Neale Thompson

Personal information
- Full name: Neale Robert Thompson
- Born: 2 February 1937 Invercargill, New Zealand
- Died: 30 August 2024 (aged 87) Invercargill, New Zealand
- Batting: Left-handed

Domestic team information
- 1952/53–1978/79: Southland
- 1956/57–1962/63: Otago

Career statistics
| Competition | First-class |
| Matches | 18 |
| Runs scored | 420 |
| Batting average | 15.00 |
| 100s/50s | 1/0 |
| Top score | 100* |
| Catches/stumpings | 5/– |
- Source: Cricinfo, 1 January 2022

= Neale Thompson =

New Zealand sportsperson (1937–2024)

Neale Robert Thompson (2 February 1937 – 30 August 2024) was a New Zealand cricketer and badminton player. He played 18 first-class matches for Otago between the 1956–57 and 1962–63 seasons, and represented New Zealand at badminton.

==Life and career==
Thompson was born at Invercargill and educated there at Southland Boys' High School. A left-handed batsman, he played in the New Zealand Colts team in the mid-1950s. At the time, even before he had played first-class cricket, he was considered a future Test player. However, his eventual first-class career was moderate.
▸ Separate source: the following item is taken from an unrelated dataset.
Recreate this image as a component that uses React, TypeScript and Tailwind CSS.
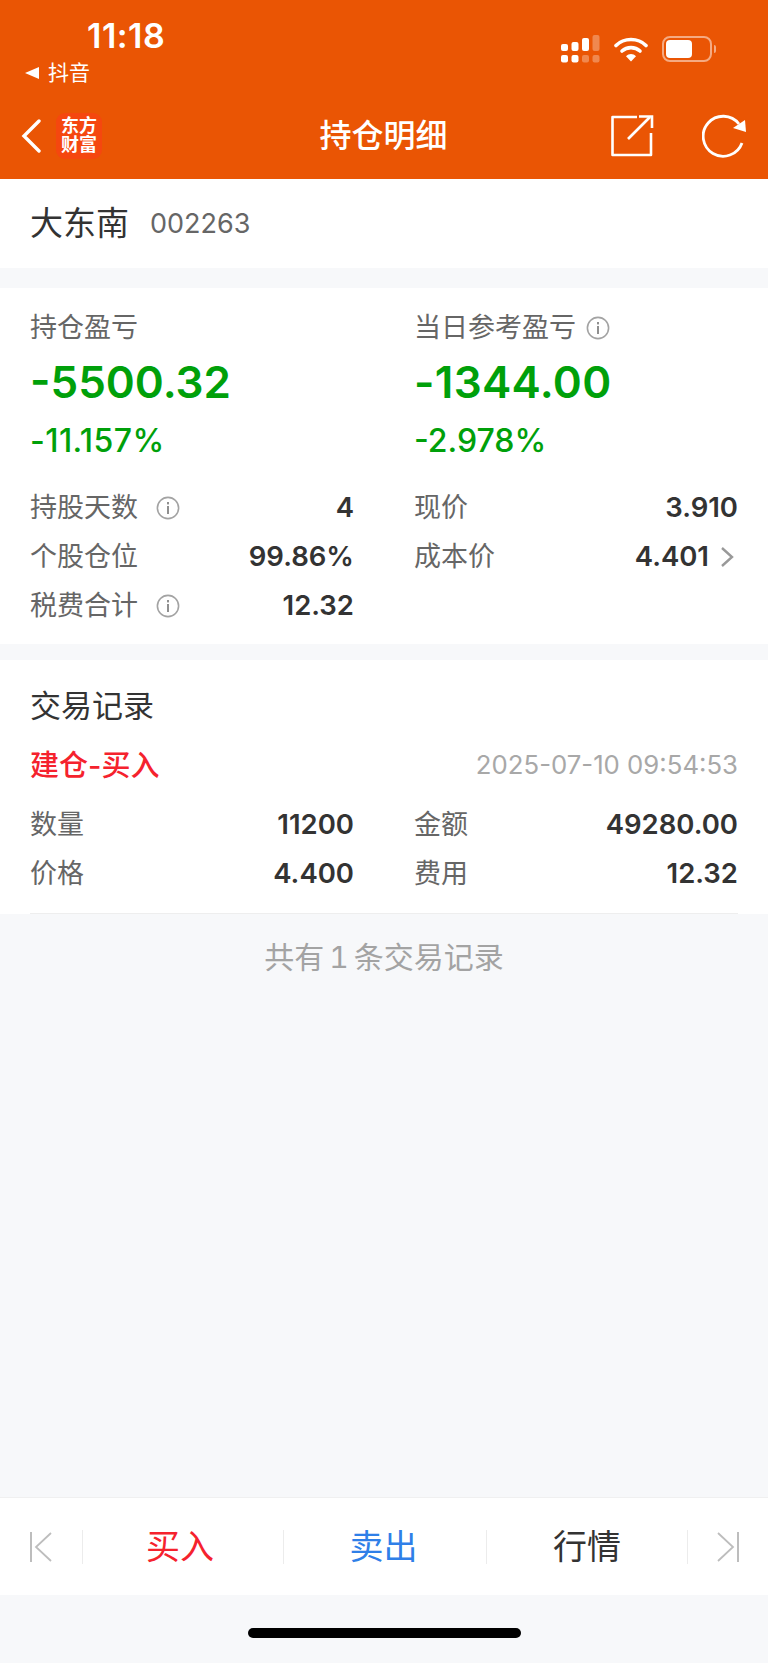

He had his best season in 1958–59, when he scored 254 runs at an average of 42.33, and converted the only first-class fifty of his career into a century: 100 not out in Otago's victory over Northern Districts. He played Hawke Cup cricket for Southland from 1954 to 1979; he opened the batting during Southland's long tenure as title-holders between March 1973 and February 1977.

Thompson also represented New Zealand at badminton. He won four New Zealand doubles titles and represented the country in five international series from 1958 to 1960.

Thompson met his wife, Fay, when they both represented Southland in badminton. They were married for 63 years until Neale's death in August 2024.